The Navy Chaplain was joined by other Christian leaders including the Rev. Patrick Mahoney of the Christian Defense Council who said he would join Klingenschmitt in the hunger strike.

The allegations by Klingenschmitt, who is ordained by the Evangelical Episcopal Church, have drawn the attention of major national newspapers and television programs. In May, Sen. Hillary Clinton (D-N.Y.) issued a letter to the Navy requesting further information on the case.

Klingenschmitt said at the press conference that though he maintains the right to pray in Jesus’ name, the Navy restrictions go farther, teaching that chaplains of other religions cannot pray according to their faiths.

“The Naval Chaplain School teaches mandatory lectures to all junior chaplains, prohibiting that Muslim chaplains from praying to Allah, Jewish chaplains can’t pray in Hebrew to Adonai, and Roman Catholic chaplains aren’t allowed to pray ‘in the name of the Father, Son and Holy Spirit,’” he said.

“Senior chaplain evaluators with clipboards criticize our prayers,” Klingenschmitt continued.

“The Chief of Navy Chaplains told me in writing that if I pray publicly ‘in Jesus’ name’ that I’m denigrating other faiths.”

United States Code Title 10, Section 6031 states that during divine services, an officer in the Chaplain Corps “may conduct public worship according to the manner and forms of the church of which he is a member,” a mandate that Klingenschmitt calls upon to defend his case.

According to retired military chaplain George Baugham of the International Conference of Evangelical Chaplain Endorsers, it's an issue of the First Amendment and not allowing the government to impose its version of religion on Chaplains.

"When a chaplain is ordered to pray a government prayer, he has established a religion,” said Bagham last week. “He becomes an agent of the sovereign. He no longer represents the church and his faith group. He is representing the United States government, which is prohibited by the constitution.”

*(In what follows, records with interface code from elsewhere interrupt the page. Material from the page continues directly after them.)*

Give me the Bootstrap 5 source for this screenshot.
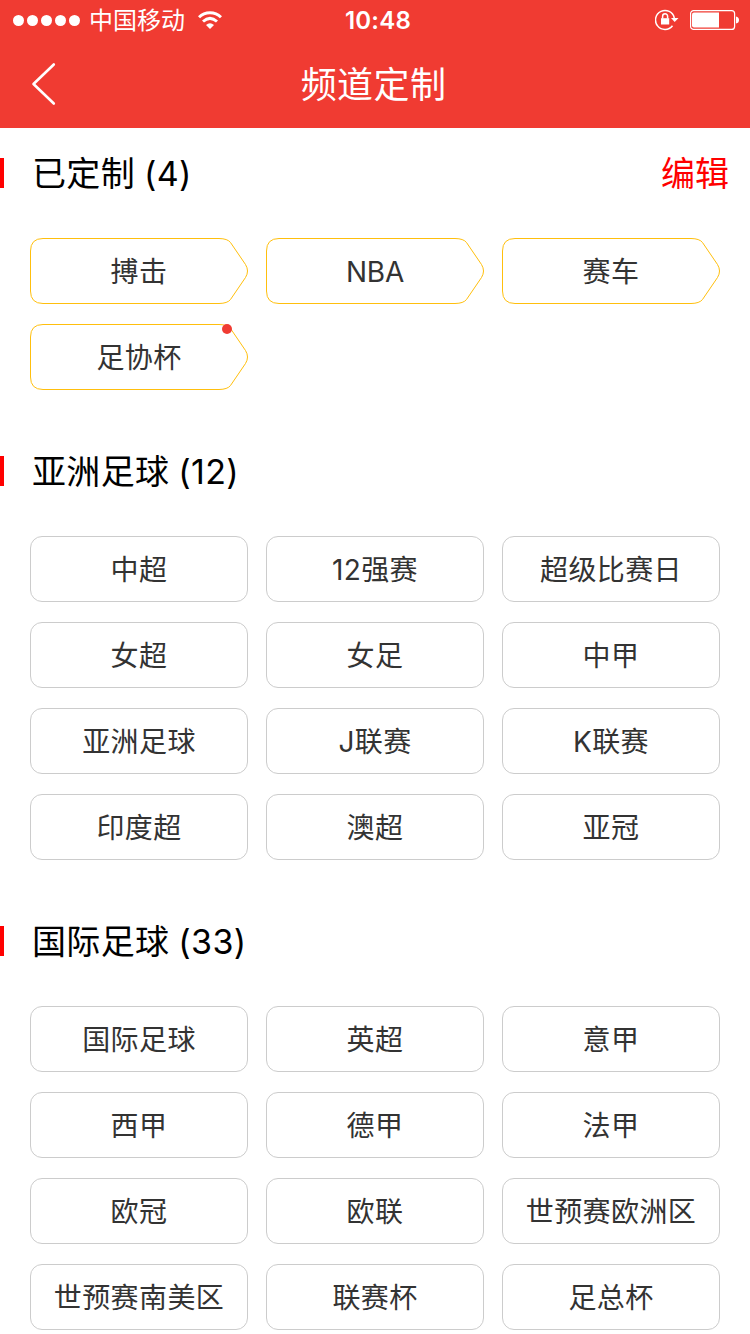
<!DOCTYPE html>
<html lang="zh-CN">
<head>
<meta charset="utf-8">
<meta name="viewport" content="width=device-width, initial-scale=1">
<title>频道定制</title>
<link href="https://cdn.jsdelivr.net/npm/bootstrap@5.3.0/dist/css/bootstrap.min.css" rel="stylesheet">
<style>
  body { font-family: Inter, "Noto Sans CJK SC", sans-serif; color: #000; background: #fff; height: 1334px; overflow: hidden; }
  .app-head { background: #f03b32; height: 128px; color: #fff; }
  .status { height: 40px; font-size: 24px; line-height: 40px; padding: 0 11px 0 13px; }
  .status > div { flex: 1 1 0; }
  .signal { gap: 3px; margin-right: 9px; }
  .signal i { width: 11px; height: 11px; border-radius: 50%; background: #fff; }
  .carrier { padding-top: 2px; }
  .wifi { margin-left: 13px; }
  .battery { margin-left: 11px; }
  .clock { font-weight: 600; letter-spacing: .25px; padding: 2px 0 0 4px; }
  .titlebar { height: 88px; display: grid; grid-template-columns: 100px 1fr 100px; }
  .titlebar h1 { font-size: 36px; font-weight: 400; letter-spacing: .4px; line-height: 86px; padding: 2px 3px 0 0; }
  .back { padding-left: 31px; }
  .sec { margin-bottom: 36px; }
  .sec-head { height: 90px; margin-bottom: 20px; padding-right: 21px; }
  .sec-head::before { content: ""; width: 4px; height: 30px; background: #f00; margin-right: 28px; }
  .sec-head h2 { font-size: 34px; font-weight: 400; letter-spacing: .35px; word-spacing: -1px; line-height: 50px; padding-top: 1px; }
  .edit { font-size: 34px; line-height: 50px; color: #f00; padding-top: 1px; }
  .chips { display: grid; grid-template-columns: repeat(3, 218px); gap: 20px 18px; padding: 0 30px; }
  .chip { --bs-btn-color: #333; --bs-btn-border-color: #ccc; --bs-btn-border-radius: 12px; --bs-btn-padding-x: 0; --bs-btn-padding-y: 0;
          --bs-btn-font-size: 28px; --bs-btn-line-height: 64px; height: 66px; letter-spacing: .4px; white-space: nowrap; padding-top: 1px; }
  .chip.tagged { border: 0; --bs-btn-line-height: 66px; }
  .chip.latin { letter-spacing: -.3px; }
  .tagged svg { position: absolute; left: 0; top: 0; }
  .dot { position: absolute; left: 192px; top: 0; width: 10px; height: 10px; border-radius: 50%; background: #f03b32; }
</style>
</head>
<body>
<svg width="0" height="0" class="position-absolute">
  <symbol id="tag" viewBox="0 0 218 66">
    <path d="M13 .5H189Q197.500 .6 200.500 4.500L215.500 26.500Q219.500 33 215.500 39.500L200.500 61.500Q197.500 65.400 189 65.500H13Q.5 65.500 .5 53V13Q.5 .5 13 .5Z" fill="none" stroke="#ffbf0d"/>
  </symbol>
</svg>
<header class="app-head">
  <div class="status d-flex align-items-center">
    <div class="d-flex align-items-center">
      <span class="signal d-flex"><i></i><i></i><i></i><i></i><i></i></span>
      <span class="carrier">中国移动</span>
      <svg class="wifi" width="24" height="18" viewBox="0 0 24 18" fill="none" stroke="#fff" stroke-width="3">
        <path d="M1 6.300C7 .2 17 .2 23 6.300" /><path d="M5 10.500Q12 4.300 19 10.500"/><path d="M12 18 8 13.900Q12 10.600 16 13.900Z" fill="#fff" stroke="none"/>
      </svg>
    </div>
    <span class="clock">10:48</span>
    <div class="d-flex align-items-center justify-content-end">
      <svg width="24" height="22" viewBox="0 0 24 22" fill="none" stroke="#fff">
        <path d="M19.300 9A9.500 9.500 0 1 0 17.500 16.800" stroke-width="1.500"/><path d="M16 9H23.500L19.700 13Z" fill="#fff" stroke="none"/>
        <path d="M6 9.200H14.200V15.500H6Z" fill="#fff" stroke="none"/><path d="M7.600 9.500V7.200a2.500 2.500 0 0 1 5 0V9.500" stroke-width="1.500"/>
      </svg>
      <svg class="battery" width="49" height="20" viewBox="0 0 49 20">
        <rect x=".6" y=".6" width="44" height="18.800" rx="3" fill="none" stroke="#fff" stroke-width="1.200"/>
        <path d="M4 2.500H29V17.500H4Q2 17.500 2 15.500V4.500Q2 2.500 4 2.500Z" fill="#fff"/><path d="M46 6.500Q49 7 49 10T46 13.500Z" fill="#fff"/>
      </svg>
    </div>
  </div>
  <nav class="titlebar align-items-center">
    <a href="#" class="back d-flex" aria-label="返回"><svg width="25" height="44" viewBox="0 0 25 44"><path d="M22.800 2.500 2.500 22 22.800 41.500" fill="none" stroke="#fff" stroke-width="2.600" stroke-linecap="round" stroke-linejoin="round"/></svg></a>
    <h1 class="m-0 text-center">频道定制</h1>
  </nav>
</header>
<main>
  <section class="sec">
    <div class="sec-head d-flex align-items-center"><h2 class="m-0">已定制 (4)</h2><a class="edit ms-auto text-decoration-none" href="#">编辑</a></div>
    <div class="chips">
      <button class="btn chip tagged position-relative"><svg width="218" height="66"><use href="#tag"/></svg>搏击</button>
      <button class="btn chip tagged latin position-relative"><svg width="218" height="66"><use href="#tag"/></svg>NBA</button>
      <button class="btn chip tagged position-relative"><svg width="218" height="66"><use href="#tag"/></svg>赛车</button>
      <button class="btn chip tagged position-relative"><svg width="218" height="66"><use href="#tag"/></svg>足协杯<span class="dot"></span></button>
    </div>
  </section>
  <section class="sec">
    <div class="sec-head d-flex align-items-center"><h2 class="m-0">亚洲足球 (12)</h2></div>
    <div class="chips">
      <button class="btn chip">中超</button><button class="btn chip">12强赛</button><button class="btn chip">超级比赛日</button>
      <button class="btn chip">女超</button><button class="btn chip">女足</button><button class="btn chip">中甲</button>
      <button class="btn chip">亚洲足球</button><button class="btn chip">J联赛</button><button class="btn chip">K联赛</button>
      <button class="btn chip">印度超</button><button class="btn chip">澳超</button><button class="btn chip">亚冠</button>
    </div>
  </section>
  <section>
    <div class="sec-head d-flex align-items-center"><h2 class="m-0">国际足球 (33)</h2></div>
    <div class="chips">
      <button class="btn chip">国际足球</button><button class="btn chip">英超</button><button class="btn chip">意甲</button>
      <button class="btn chip">西甲</button><button class="btn chip">德甲</button><button class="btn chip">法甲</button>
      <button class="btn chip">欧冠</button><button class="btn chip">欧联</button><button class="btn chip">世预赛欧洲区</button>
      <button class="btn chip">世预赛南美区</button><button class="btn chip">联赛杯</button><button class="btn chip">足总杯</button>
    </div>
  </section>
</main>
<script src="https://cdn.jsdelivr.net/npm/bootstrap@5.3.0/dist/js/bootstrap.bundle.min.js"></script>
</body>
</html>
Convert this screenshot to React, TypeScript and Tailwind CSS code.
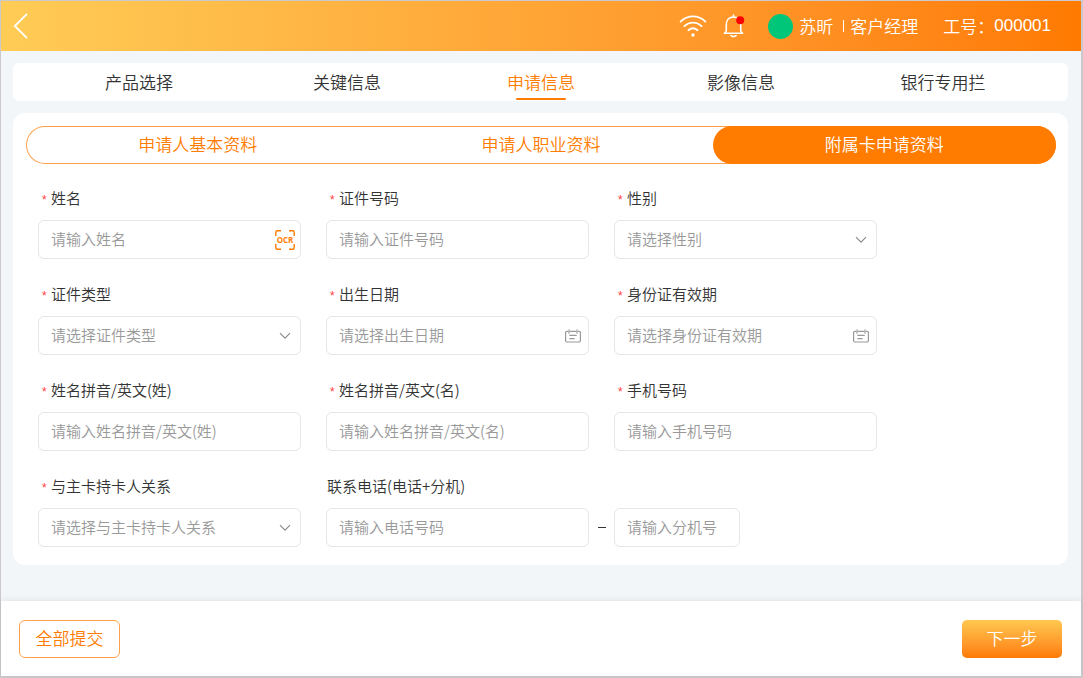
import { useState, type ReactNode } from 'react';
import { clsx } from 'clsx';

type FieldKind = 'text' | 'ocr' | 'select' | 'date';

interface Field {
  id: string;
  label: string;
  placeholder: string;
  kind: FieldKind;
}

const steps = ['产品选择', '关键信息', '申请信息', '影像信息', '银行专用拦'];

const sections = ['申请人基本资料', '申请人职业资料', '附属卡申请资料'];

const fields: Field[] = [
  { id: 'name', label: '姓名', placeholder: '请输入姓名', kind: 'ocr' },
  { id: 'idNumber', label: '证件号码', placeholder: '请输入证件号码', kind: 'text' },
  { id: 'gender', label: '性别', placeholder: '请选择性别', kind: 'select' },
  { id: 'idType', label: '证件类型', placeholder: '请选择证件类型', kind: 'select' },
  { id: 'birthday', label: '出生日期', placeholder: '请选择出生日期', kind: 'date' },
  { id: 'idExpiry', label: '身份证有效期', placeholder: '请选择身份证有效期', kind: 'date' },
  { id: 'lastName', label: '姓名拼音/英文(姓)', placeholder: '请输入姓名拼音/英文(姓)', kind: 'text' },
  { id: 'firstName', label: '姓名拼音/英文(名)', placeholder: '请输入姓名拼音/英文(名)', kind: 'text' },
  { id: 'mobile', label: '手机号码', placeholder: '请输入手机号码', kind: 'text' },
  { id: 'relation', label: '与主卡持卡人关系', placeholder: '请选择与主卡持卡人关系', kind: 'select' },
];

const controlClass =
  'block h-[39px] w-full min-w-0 appearance-none rounded-md border border-[#e6e6e6] bg-white px-3 text-[15px] text-[#999] outline-none placeholder:text-[#999] placeholder:opacity-100 focus:border-[#ff7c00]';

function BackIcon() {
  return (
    <svg width="16" height="28" viewBox="0 0 16 28" fill="none" stroke="#fff" strokeWidth="1.8">
      <path d="M14 1.8 1.8 14 14 26.2" />
    </svg>
  );
}

function WifiIcon() {
  return (
    <svg width="28" height="24" viewBox="0 0 28 24" fill="none" stroke="#fff" strokeWidth="1.8" strokeLinecap="round">
      <path d="M1.6 7.6C8.6.6 19.4.6 26.4 7.6" />
      <path d="M5.4 12.2c5-4.8 12.2-4.8 17.2 0" />
      <path d="M9.4 16.2c2.8-2.4 6.4-2.4 9.2 0" />
      <circle cx="14" cy="21" r="1.7" fill="#fff" stroke="none" />
    </svg>
  );
}

function BellIcon() {
  return (
    <svg width="22" height="24" viewBox="0 0 22 24" fill="none" stroke="#fff" strokeWidth="1.6" strokeLinecap="round" strokeLinejoin="round">
      <path d="M10.5 1v1.8" />
      <path d="M1.4 19.2h18.2c-1.3-.6-1.9-1.5-1.9-3v-5.6c0-4.6-3-7.6-7.2-7.6s-7.2 3-7.2 7.6v5.6c0 1.5-.6 2.4-1.9 3Z" />
      <path d="M8 21.6c1.3 1 3.7 1 5 0" />
      <circle cx="17.2" cy="6.2" r="4" fill="#ff0000" stroke="none" />
    </svg>
  );
}

function OcrIcon() {
  return (
    <svg width="20" height="20" viewBox="0 0 20 20" fill="none" stroke="#ff7c00" strokeWidth="1.4">
      <path d="M.8 6V2.3C.8 1.4 1.4.8 2.3.8H6M14 .8h3.7c.9 0 1.5.6 1.5 1.5V6M19.2 14v3.7c0 .9-.6 1.5-1.5 1.5H14M6 19.2H2.3c-.9 0-1.5-.6-1.5-1.5V14" />
      <text
        x="10"
        y="12.8"
        textAnchor="middle"
        fill="#ff7c00"
        stroke="none"
        className="font-['Open_Sans',sans-serif] text-[8px] font-bold"
      >
        OCR
      </text>
    </svg>
  );
}

function ChevronIcon() {
  return (
    <svg width="12" height="8" viewBox="0 0 12 8" fill="none" stroke="#888" strokeWidth="1.1">
      <path d="m1 1.2 5 5 5-5" />
    </svg>
  );
}

function CalendarIcon() {
  return (
    <svg width="16" height="14" viewBox="0 0 16 14" fill="none" stroke="#999" strokeWidth="1.2" strokeLinecap="round">
      <path d="M2.6 2.4H1.8c-.7 0-1.2.5-1.2 1.2v8.2c0 .7.5 1.2 1.2 1.2h12.4c.7 0 1.2-.5 1.2-1.2V3.6c0-.7-.5-1.2-1.2-1.2h-.8M5.4 2.4h5.2M4 .8v3.4M12 .8v3.4M4.8 6.4h6.4M4.8 9.6h4.4" />
    </svg>
  );
}

function FieldLabel({ htmlFor, children }: { htmlFor: string; children: ReactNode }) {
  return (
    <label htmlFor={htmlFor} className="flex h-5 pl-1 text-[15px] leading-5 text-[#333]">
      <span className="w-[9px] shrink-0 font-['Liberation_Sans',sans-serif] text-xs leading-6 text-[#ff3b3b]">*</span>
      {children}
    </label>
  );
}

function FormField({ id, label, placeholder, kind }: Field) {
  return (
    <div className="flex min-w-0 flex-col gap-3">
      <FieldLabel htmlFor={id}>{label}</FieldLabel>
      <div className="relative">
        {kind === 'select' ? (
          <select id={id} defaultValue="" className={controlClass}>
            <option value="">{placeholder}</option>
          </select>
        ) : (
          <input id={id} type="text" placeholder={placeholder} className={clsx(controlClass, 'pb-0.5')} />
        )}
        {kind === 'ocr' && (
          <button type="button" aria-label="OCR" className="absolute inset-y-0 right-1.5 flex items-center">
            <OcrIcon />
          </button>
        )}
        {kind === 'select' && (
          <span className="pointer-events-none absolute inset-y-0 right-2.5 flex items-center">
            <ChevronIcon />
          </span>
        )}
        {kind === 'date' && (
          <span className="pointer-events-none absolute inset-y-0 right-2 flex items-center">
            <CalendarIcon />
          </span>
        )}
      </div>
    </div>
  );
}

function Header() {
  return (
    <header className="flex h-[50px] items-center bg-linear-to-r from-[#ffcc55] to-[#ff7a00] pr-[30px] pl-3 text-[17px] text-white">
      <button type="button" aria-label="返回">
        <BackIcon />
      </button>
      <div className="ml-auto flex items-center">
        <WifiIcon />
        <button type="button" aria-label="消息" className="ml-4">
          <BellIcon />
        </button>
        <span className="ml-[23px] size-[25px] rounded-full bg-[#00c67a]" />
        <span className="ml-1.5">苏昕</span>
        <span className="ml-2.5 h-3 w-px bg-white" />
        <span className="ml-1.5">客户经理</span>
        <span className="ml-[25px]">工号：</span>
        <span className="font-['Liberation_Sans',sans-serif] leading-7">000001</span>
      </div>
    </header>
  );
}

export default function App() {
  const [step, setStep] = useState(2);
  const [section, setSection] = useState(2);

  return (
    <div className="flex min-h-screen flex-col border-t border-r-2 border-b-2 border-l border-[#cbc8ce] bg-[#f2f6f9] font-['Noto_Sans_CJK_SC',sans-serif] font-[350] text-[#333]">
      <Header />

      <main className="flex flex-1 flex-col gap-3 py-3 pr-[13px] pl-3">
        <nav className="grid h-[38px] grid-cols-[208fr_208fr_180fr_220fr_184fr] rounded-md bg-white pr-[33px] pl-[22px]">
          {steps.map((label, index) => (
            <button
              key={label}
              type="button"
              onClick={() => setStep(index)}
              className={clsx(
                'flex flex-col items-center justify-between pt-[5px] text-[17px] leading-7',
                index === step ? 'text-[#ff7c00]' : 'text-[#333]'
              )}
            >
              {label}
              <span className={clsx('mb-px h-0.5 w-[50px] rounded-full', index === step && 'bg-[#ff7c00]')} />
            </button>
          ))}
        </nav>

        <section className="rounded-xl bg-white pt-[13px] pr-3 pb-[18px] pl-[13px]">
          <div className="grid h-[38px] grid-cols-3 rounded-full ring-1 ring-[#ffa04a] ring-inset">
            {sections.map((label, index) => (
              <button
                key={label}
                type="button"
                onClick={() => setSection(index)}
                className={clsx(
                  'rounded-full pb-0.5 text-[17px]',
                  index === section ? 'bg-[#ff7c00] text-white' : 'text-[#ff7c00]'
                )}
              >
                {label}
              </button>
            ))}
          </div>

          <form className="mt-6 grid grid-cols-3 gap-[25px] pr-[179px] pl-3">
            {fields.map((field) => (
              <FormField key={field.id} {...field} />
            ))}

            <div className="col-span-2 flex min-w-0 flex-col gap-3">
              <label htmlFor="phone" className="h-5 pl-px text-[15px] leading-5">
                联系电话(电话+分机)
              </label>
              <div className="grid grid-cols-[1fr_25px_1fr] items-center">
                <input
                  id="phone"
                  type="text"
                  placeholder="请输入电话号码"
                  className={clsx(controlClass, 'pb-0.5')}
                />
                <span className="mx-auto h-px w-2 bg-[#333]" />
                <div className="w-[126px]">
                  <input
                    type="text"
                    aria-label="分机号"
                    placeholder="请输入分机号"
                    className={clsx(controlClass, 'pb-0.5')}
                  />
                </div>
              </div>
            </div>
          </form>
        </section>
      </main>

      <footer className="flex h-[75px] items-center justify-between bg-white pr-[19px] pl-[18px] text-[17px] shadow-[0_-1px_6px_rgba(0,0,0,0.08)]">
        <button type="button" className="h-[38px] w-[101px] rounded-md border border-[#ffa04a] pb-0.5 text-[#ff7c00]">
          全部提交
        </button>
        <button
          type="button"
          className="h-[38px] w-[100px] rounded-[5px] bg-linear-to-b from-[#ffc84f] to-[#ff7a00] pb-0.5 text-white"
        >
          下一步
        </button>
      </footer>
    </div>
  );
}
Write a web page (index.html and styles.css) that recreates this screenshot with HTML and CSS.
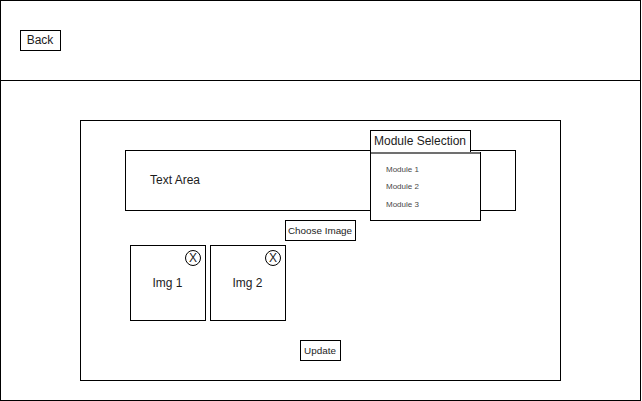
FILE: index.html
```html
<!DOCTYPE html>
<html lang="en">
<head>
<meta charset="utf-8">
<title>Update</title>
<link rel="stylesheet" href="styles.css">
</head>
<body>
<div class="page">
  <header class="header"><button class="box back">Back</button></header>
  <main class="main">
    <section class="panel">
      <div class="text-area">
        <span class="label">Text Area</span>
        <div class="dropdown">
          <button class="box toggle">Module Selection</button>
          <ul class="menu">
            <li>Module 1</li>
            <li>Module 2</li>
            <li>Module 3</li>
          </ul>
        </div>
      </div>
      <button class="box small choose">Choose Image</button>
      <div class="images">
        <div class="image"><span>Img 1</span><button class="remove"><svg width="18" height="18" viewBox="0 0 18 18"><circle cx="9" cy="9" r="7.5"/></svg><span>X</span></button></div>
        <div class="image"><span>Img 2</span><button class="remove"><svg width="18" height="18" viewBox="0 0 18 18"><circle cx="9" cy="9" r="7.5"/></svg><span>X</span></button></div>
      </div>
      <button class="box small update">Update</button>
    </section>
  </main>
</div>
</body>
</html>
```
FILE: styles.css
```css
* { box-sizing: border-box; margin: 0; padding: 0; }
body { background: #fff; color: #1c1c1c; font: 12px/14px "Liberation Sans", Arial, sans-serif; }
button { font: inherit; color: inherit; background: #fff; border: 0; }
.page { width: 641px; height: 401px; border: 1px solid #000; }
.header { height: 80px; padding: 29px 19px; border-bottom: 1px solid #000; }
.box { display: flex; align-items: center; justify-content: center; border: 1px solid #000; white-space: nowrap; padding-right: 1px; }
.back { width: 41px; height: 21px; padding-bottom: 1px; }
.main { padding: 39px 79px; }
.panel { width: 481px; height: 261px; border: 1px solid #000; padding: 29px 44px; }
.text-area { position: relative; display: flex; align-items: center; width: 391px; height: 61px; padding: 0 24px 1px; border: 1px solid #000; }
.dropdown { position: absolute; left: 244px; top: -21px; width: 111px; }
.toggle { width: 101px; height: 23px; border-bottom: 0; padding-bottom: 3px; }
.menu { height: 69px; margin-top: -1px; padding: 7px 15px; border: 1px solid #000; border-top: 0; background: #fff; box-shadow: inset 0 2px #707070; padding-top: 9px; list-style: none; font-size: 8px; line-height: 17.4px; color: #484848; }
.small { font-size: 9.9px; line-height: 12px; height: 21px; }
.choose { width: 71px; margin: 9px 0 0 160px; }
.images { display: flex; gap: 4px; margin: 4px 0 0 5px; }
.image { position: relative; display: flex; align-items: center; justify-content: center; width: 76px; height: 76px; padding: 0 1px 1px 0; border: 1px solid #000; }
.remove { position: absolute; top: 3px; right: 3px; display: grid; place-items: center; width: 18px; height: 18px; background: none; }
.remove > * { grid-area: 1 / 1; }
.remove svg { fill: #fff; stroke: #000; }
.update { width: 41px; margin: 19px 0 0 175px; }
```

Baugham was present at news conference on Capitol Hill where Rep. Walter Jones (R-N.C.) and several other of the 74 congressional representatives called on the President to issue the executive order.

Rear Adm. Louis V. Iasiello, who is a Catholic priest and the Chief of Navy Chaplains, had previously responded to Klingenschmitt’s allegations. On Aug. 23, he issued a letter to the Vice Chief of Naval Operations where he said that prayers in Jesus’ name in a pluralistic or civic setting could denigrate other religions.

“While respectful of the complainant’s choice of faith, any chaplain’s continued insistence on ending public prayers ‘in Jesus’ name’ in all situations, without using discretion or regards to the venue or audience, could reasonably tend to denigrate those with different forms of faith,” he wrote.

However in an interview with the Washington Post on Aug. 28, he said the Navy doesn’t direct prayers.

“We train our people to be sensitive to the needs of all of God’s people. We don’t direct how a person’s going to pray. Because everyone’s own denomination or faith group has certain directives or certain ways of doing things, and we would never – it’s that whole separation-of-church-and-state thing – we would never want to direct institutionally what a person could or couldn’t do something,” Iasiello said.

In a letter to President Bush, dated Dec. 15, Klingenschmitt replied to Iasiello’s statement.

“So apparently even Chaplain Iasiello admits his policy violates the First Amendment of the Constitution he swore to uphold,” he wrote.

Klingenschmitt asked the President to “take the gag off” military chaplains of diverse faiths and protect the Constitution, allowing each too pray according to his or her own faith.